■ **TASK BRIEF**: Below is a listing; write it out exactly and drop any images from it.

** START DATA EXCERPT **

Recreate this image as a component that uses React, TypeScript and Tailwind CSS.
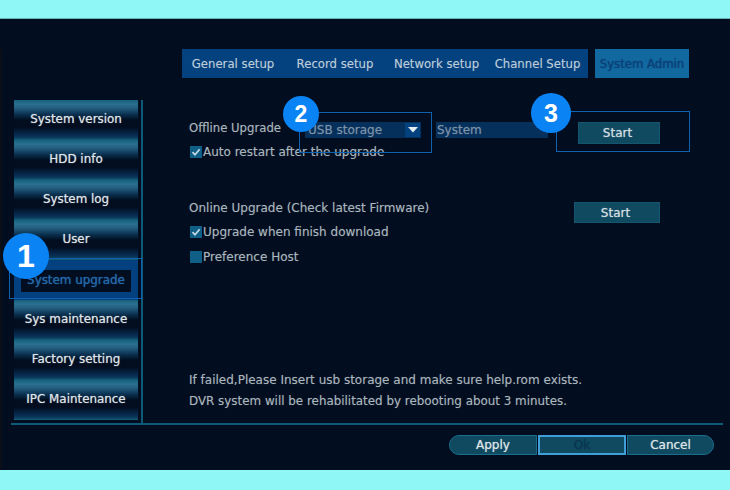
const SIDE = ["System version", "HDD info", "System log", "User", "System upgrade", "Sys maintenance", "Factory setting", "IPC Maintenance"];
const TABS: [string, string][] = [
  ["General setup", "w-[102px]"],
  ["Record setup", "w-[102px]"],
  ["Network setup", "w-[101px]"],
  ["Channel Setup", "w-[101px]"],
];

function Check({ on = true }: { on?: boolean }) {
  return (
    <span className="w-[12px] h-[12px] bg-[#0f5f86] flex items-center justify-center shrink-0">
      {on && (
        <svg width="10" height="10" viewBox="0 0 10 10">
          <path d="M1.5 5.2 L4 7.8 L8.6 2.2" fill="none" stroke="#c8dbe4" strokeWidth="1.7" />
        </svg>
      )}
    </span>
  );
}

function StartBtn({ w }: { w: string }) {
  return (
    <div className={`${w} shrink-0 bg-[#0f4a60] border border-[#14566e] flex items-center justify-center text-[#d5dee3] pr-[3px] [text-shadow:0_0_1px_#ffffff90]`}>
      Start
    </div>
  );
}

function Badge({ n, cls }: { n: number; cls: string }) {
  return (
    <div className={`absolute rounded-full bg-[#0a84f5] text-white font-bold flex items-center justify-center font-['Liberation_Sans',sans-serif] ${cls}`}>
      {n}
    </div>
  );
}

export default function App() {
  return (
    <div className="relative w-[730px] h-[490px] overflow-hidden flex flex-col bg-[#8ff8f6] font-['DejaVu_Sans',sans-serif] text-[12px] leading-[12px] text-[#aab5bc] [text-shadow:0_0_1px_#aab5bc60]">
      <div className="h-[19px] shrink-0 border-b border-[#5fb5b8]" />
      <div className="flex-1 bg-[#020e20] pt-[30px] flex flex-col">
        <div className="flex pl-[182px] h-[29px] text-[#bccedb] text-[11.7px]">
          <div className="flex bg-[#04417f] w-[406px]">
            {TABS.map(([t, w]) => (
              <div key={t} className={`${w} shrink-0 flex items-center justify-center pt-[1px]`}>{t}</div>
            ))}
          </div>
          <div className="ml-[7px] w-[94px] bg-[#11699f] text-[#0b4078] flex items-center justify-center pt-[1px] [text-shadow:0_0_1px_#0b4078]">
            System Admin
          </div>
        </div>

        <div className="flex mt-[22px] h-[323px]">
          <div className="ml-[14px] w-[124px] flex flex-col h-[320px] shrink-0 text-[11.9px]">
            {SIDE.map((s) =>
              s === "System upgrade" ? (
                <div key={s} className="h-[40px] flex pt-[10px] pb-[8px] px-[7px] bg-[#03407f]">
                  <div className="flex-1 bg-[#020e20] flex items-center justify-center pb-[2px] text-[#2468a8] [text-shadow:0_0_1px_#2468a8]">{s}</div>
                </div>
              ) : (
                <div
                  key={s}
                  className="h-[40px] flex items-center justify-center pb-[2px] text-[#dde4e8] [text-shadow:0_0_1px_#ffffffa0] bg-[linear-gradient(180deg,#14607c_0%,#2b6f90_10%,#235f80_20%,#0a3050_36%,#020e20_50%,#020e20_68%,#06264a_84%,#0a3a5c_94%,#14607c_100%)]"
                >
                  {s}
                </div>
              )
            )}
          </div>
          <div className="ml-[3px] w-[2px] h-full bg-[#0d5a78]" />
          <div className="flex-1 pl-[46px] pt-[22px] flex flex-col">
            <div className="flex items-start h-[22px]">
              <span className="w-[116px] shrink-0 text-[11.7px]">Offline Upgrade</span>
              <div className="w-[116px] h-[16px] bg-[#06305c] text-[#7b93a8] pl-[3px] flex items-center justify-between pr-[1px]">
                USB storage
                <span className="w-[15px] h-[14px] bg-[#04417f] flex items-center justify-center">
                  <svg width="10" height="6" viewBox="0 0 10 6"><path d="M0 0 H10 L5 5.5 Z" fill="#e4ecf2" /></svg>
                </span>
              </div>
              <div className="ml-[15px] w-[112px] h-[16px] bg-[#06305c] text-[#7b93a8] pl-[1px] flex items-center">System</div>
              <div className="ml-[30px] h-[22px] flex">
                <StartBtn w="w-[82px]" />
              </div>
            </div>
            <div className="flex items-center gap-[1px] mt-[2px] h-[12px] pl-[1px]">
              <Check /><span>Auto restart after the upgrade</span>
            </div>
            <div className="flex items-start h-[21px] mt-[44px] justify-between pr-[70px]">
              <span>Online Upgrade (Check latest Firmware)</span>
              <div className="h-[21px] flex"><StartBtn w="w-[86px]" /></div>
            </div>
            <div className="flex items-center gap-[1px] mt-[3px] h-[12px] pl-[1px]">
              <Check /><span>Upgrade when finish download</span>
            </div>
            <div className="flex items-center gap-[1px] mt-[13px] h-[12px] pl-[1px]">
              <Check on={false} /><span>Preference Host</span>
            </div>
            <div className="mt-auto pb-[15px] flex flex-col gap-[7px] leading-[14px]">
              <span>If failed,Please Insert usb storage and make sure help.rom exists.</span>
              <span className="text-[11.9px]">DVR system will be rehabilitated by rebooting about 3 minutes.</span>
            </div>
          </div>
        </div>

        <div className="ml-[11px] w-[712px] h-[2px] bg-[#0d5a78]" />

        <div className="flex justify-end pr-[16px] mt-[10px] text-[#dde4e8] [text-shadow:0_0_1px_#ffffffa0]">
          <div className="w-[88px] h-[20px] bg-[#0f4a60] border border-[#1b6d8d] rounded-l-full flex items-center justify-center">Apply</div>
          <div className="w-[88px] h-[20px] mx-[1px] bg-[#0f4a60] border-2 border-[#3f9fd8] flex items-center justify-center text-[#0a3650] [text-shadow:0_0_1px_#0a3650]">Ok</div>
          <div className="w-[87px] h-[20px] bg-[#0f4a60] border border-[#1b6d8d] rounded-r-full flex items-center justify-center">Cancel</div>
        </div>
      </div>
      <div className="h-[20px] shrink-0" />

      <div className="absolute left-0 top-[49px] w-[2px] h-[421px] bg-[#0a0f18]" />
      <div className="absolute left-[9px] top-[258px] w-[133px] h-[41px] border border-[#0e63b0]" />
      <div className="absolute left-[299px] top-[112px] w-[133px] h-[41px] border border-[#0e63b0]" />
      <div className="absolute left-[556px] top-[111px] w-[134px] h-[41px] border border-[#0e63b0]" />
      <Badge n={1} cls="left-[3px] top-[233px] w-[46px] h-[46px] text-[32px] leading-none" />
      <Badge n={2} cls="left-[283px] top-[96px] w-[36px] h-[36px] text-[23px] leading-none" />
      <Badge n={3} cls="left-[531px] top-[93px] w-[40px] h-[40px] text-[25px] leading-none" />
    </div>
  );
}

** END DATA EXCERPT **

■ **FINAL RESULT**:
Recreate this image as a component that uses React, TypeScript and Tailwind CSS.
const SIDE = ["System version", "HDD info", "System log", "User", "System upgrade", "Sys maintenance", "Factory setting", "IPC Maintenance"];
const TABS: [string, string][] = [
  ["General setup", "w-[102px]"],
  ["Record setup", "w-[102px]"],
  ["Network setup", "w-[101px]"],
  ["Channel Setup", "w-[101px]"],
];

function Check({ on = true }: { on?: boolean }) {
  return (
    <span className="w-[12px] h-[12px] bg-[#0f5f86] flex items-center justify-center shrink-0">
      {on && (
        <svg width="10" height="10" viewBox="0 0 10 10">
          <path d="M1.5 5.2 L4 7.8 L8.6 2.2" fill="none" stroke="#c8dbe4" strokeWidth="1.7" />
        </svg>
      )}
    </span>
  );
}

function StartBtn({ w }: { w: string }) {
  return (
    <div className={`${w} shrink-0 bg-[#0f4a60] border border-[#14566e] flex items-center justify-center text-[#d5dee3] pr-[3px] [text-shadow:0_0_1px_#ffffff90]`}>
      Start
    </div>
  );
}

function Badge({ n, cls }: { n: number; cls: string }) {
  return (
    <div className={`absolute rounded-full bg-[#0a84f5] text-white font-bold flex items-center justify-center font-['Liberation_Sans',sans-serif] ${cls}`}>
      {n}
    </div>
  );
}

export default function App() {
  return (
    <div className="relative w-[730px] h-[490px] overflow-hidden flex flex-col bg-[#8ff8f6] font-['DejaVu_Sans',sans-serif] text-[12px] leading-[12px] text-[#aab5bc] [text-shadow:0_0_1px_#aab5bc60]">
      <div className="h-[19px] shrink-0 border-b border-[#5fb5b8]" />
      <div className="flex-1 bg-[#020e20] pt-[30px] flex flex-col">
        <div className="flex pl-[182px] h-[29px] text-[#bccedb] text-[11.7px]">
          <div className="flex bg-[#04417f] w-[406px]">
            {TABS.map(([t, w]) => (
              <div key={t} className={`${w} shrink-0 flex items-center justify-center pt-[1px]`}>{t}</div>
            ))}
          </div>
          <div className="ml-[7px] w-[94px] bg-[#11699f] text-[#0b4078] flex items-center justify-center pt-[1px] [text-shadow:0_0_1px_#0b4078]">
            System Admin
          </div>
        </div>

        <div className="flex mt-[22px] h-[323px]">
          <div className="ml-[14px] w-[124px] flex flex-col h-[320px] shrink-0 text-[11.9px]">
            {SIDE.map((s) =>
              s === "System upgrade" ? (
                <div key={s} className="h-[40px] flex pt-[10px] pb-[8px] px-[7px] bg-[#03407f]">
                  <div className="flex-1 bg-[#020e20] flex items-center justify-center pb-[2px] text-[#2468a8] [text-shadow:0_0_1px_#2468a8]">{s}</div>
                </div>
              ) : (
                <div
                  key={s}
                  className="h-[40px] flex items-center justify-center pb-[2px] text-[#dde4e8] [text-shadow:0_0_1px_#ffffffa0] bg-[linear-gradient(180deg,#14607c_0%,#2b6f90_10%,#235f80_20%,#0a3050_36%,#020e20_50%,#020e20_68%,#06264a_84%,#0a3a5c_94%,#14607c_100%)]"
                >
                  {s}
                </div>
              )
            )}
          </div>
          <div className="ml-[3px] w-[2px] h-full bg-[#0d5a78]" />
          <div className="flex-1 pl-[46px] pt-[22px] flex flex-col">
            <div className="flex items-start h-[22px]">
              <span className="w-[116px] shrink-0 text-[11.7px]">Offline Upgrade</span>
              <div className="w-[116px] h-[16px] bg-[#06305c] text-[#7b93a8] pl-[3px] flex items-center justify-between pr-[1px]">
                USB storage
                <span className="w-[15px] h-[14px] bg-[#04417f] flex items-center justify-center">
                  <svg width="10" height="6" viewBox="0 0 10 6"><path d="M0 0 H10 L5 5.5 Z" fill="#e4ecf2" /></svg>
                </span>
              </div>
              <div className="ml-[15px] w-[112px] h-[16px] bg-[#06305c] text-[#7b93a8] pl-[1px] flex items-center">System</div>
              <div className="ml-[30px] h-[22px] flex">
                <StartBtn w="w-[82px]" />
              </div>
            </div>
            <div className="flex items-center gap-[1px] mt-[2px] h-[12px] pl-[1px]">
              <Check /><span>Auto restart after the upgrade</span>
            </div>
            <div className="flex items-start h-[21px] mt-[44px] justify-between pr-[70px]">
              <span>Online Upgrade (Check latest Firmware)</span>
              <div className="h-[21px] flex"><StartBtn w="w-[86px]" /></div>
            </div>
            <div className="flex items-center gap-[1px] mt-[3px] h-[12px] pl-[1px]">
              <Check /><span>Upgrade when finish download</span>
            </div>
            <div className="flex items-center gap-[1px] mt-[13px] h-[12px] pl-[1px]">
              <Check on={false} /><span>Preference Host</span>
            </div>
            <div className="mt-auto pb-[15px] flex flex-col gap-[7px] leading-[14px]">
              <span>If failed,Please Insert usb storage and make sure help.rom exists.</span>
              <span className="text-[11.9px]">DVR system will be rehabilitated by rebooting about 3 minutes.</span>
            </div>
          </div>
        </div>

        <div className="ml-[11px] w-[712px] h-[2px] bg-[#0d5a78]" />

        <div className="flex justify-end pr-[16px] mt-[10px] text-[#dde4e8] [text-shadow:0_0_1px_#ffffffa0]">
          <div className="w-[88px] h-[20px] bg-[#0f4a60] border border-[#1b6d8d] rounded-l-full flex items-center justify-center">Apply</div>
          <div className="w-[88px] h-[20px] mx-[1px] bg-[#0f4a60] border-2 border-[#3f9fd8] flex items-center justify-center text-[#0a3650] [text-shadow:0_0_1px_#0a3650]">Ok</div>
          <div className="w-[87px] h-[20px] bg-[#0f4a60] border border-[#1b6d8d] rounded-r-full flex items-center justify-center">Cancel</div>
        </div>
      </div>
      <div className="h-[20px] shrink-0" />

      <div className="absolute left-0 top-[49px] w-[2px] h-[421px] bg-[#0a0f18]" />
      <div className="absolute left-[9px] top-[258px] w-[133px] h-[41px] border border-[#0e63b0]" />
      <div className="absolute left-[299px] top-[112px] w-[133px] h-[41px] border border-[#0e63b0]" />
      <div className="absolute left-[556px] top-[111px] w-[134px] h-[41px] border border-[#0e63b0]" />
      <Badge n={1} cls="left-[3px] top-[233px] w-[46px] h-[46px] text-[32px] leading-none" />
      <Badge n={2} cls="left-[283px] top-[96px] w-[36px] h-[36px] text-[23px] leading-none" />
      <Badge n={3} cls="left-[531px] top-[93px] w-[40px] h-[40px] text-[25px] leading-none" />
    </div>
  );
}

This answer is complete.